Seresin se burla con razón de la ignorancia privilegiada de los heterosexuales que, en momentos de anhelo por experimentar un deseo que imaginamos como más alejado de nuestra propia opresión, anunciamos nuestras ganas de ser queer. Ninguna relación —independientemente del sexo, la orientación, el número de personas— es inmune a las dinámicas de poder; la distribución desigual siempre está, por así decirlo, sobre la cama. Pero en las relaciones queer los papeles están, al menos, menos determinados, quizá con más libertad y flexibilidad en quién asume qué y cómo. En otras palabras, puede que nuestro pesimismo sobre la heterosexualidad surja en parte de un sentimiento creciente de su anacronismo. Tal vez, al igual que el auge del interés por la no monogamia heterosexual, forme parte del torpe proceso de la heterosexualidad de transformarse a sí misma al estilo queer en un futuro más fluido.

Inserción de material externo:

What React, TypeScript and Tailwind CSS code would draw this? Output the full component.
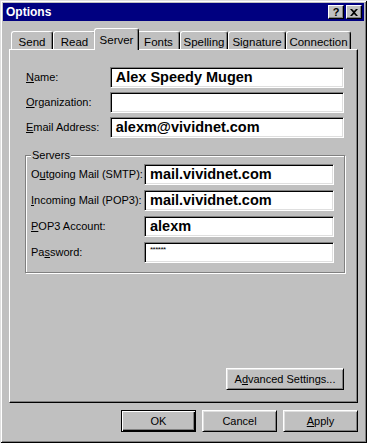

Para salir del callejón sin salida del “estado complementario de ser dos” que puede sujetar a cualquier pareja de personas, Jessica Benjamin imagina cómo podríamos colaborar, con el tiempo (y el tiempo es crucial), para crear un “tercero intersubjetivo”, un espacio en el que tus necesidades y las mías, tus deseos y los míos, se reconozcan y se acepten mutuamente sin competir por el dominio. Crear un espacio así, dice Benjamin, requiere una rendición mutua que es distinta de la sumisión. Me resulta difícil entender esta distinción, lo que quizá equivale a decir que experimento el deseo en términos de una lucha que alguien debe perder. Estoy dispuesta a admitir cierto masoquismo inconsciente. Al fin y al cabo, es difícil desear a un hombre bueno, y mi sexualidad no me debe ni protección ni afirmación; va tras de sí misma, tras de una escaramuza, una tensión, un olor.
“La antigua forma de apareamiento ha muerto”, dijo mi amiga en nuestro coloquio de quejas femeninas durante la cena, “y la nueva aún está por nacer”. ¿Cuál es la nueva? El pesimismo puede ayudarnos a sentir que sabemos, pero en realidad no es así. Por ahora, la vida nos tiene atrapados aquí: “Me gusta hacerte esperar”.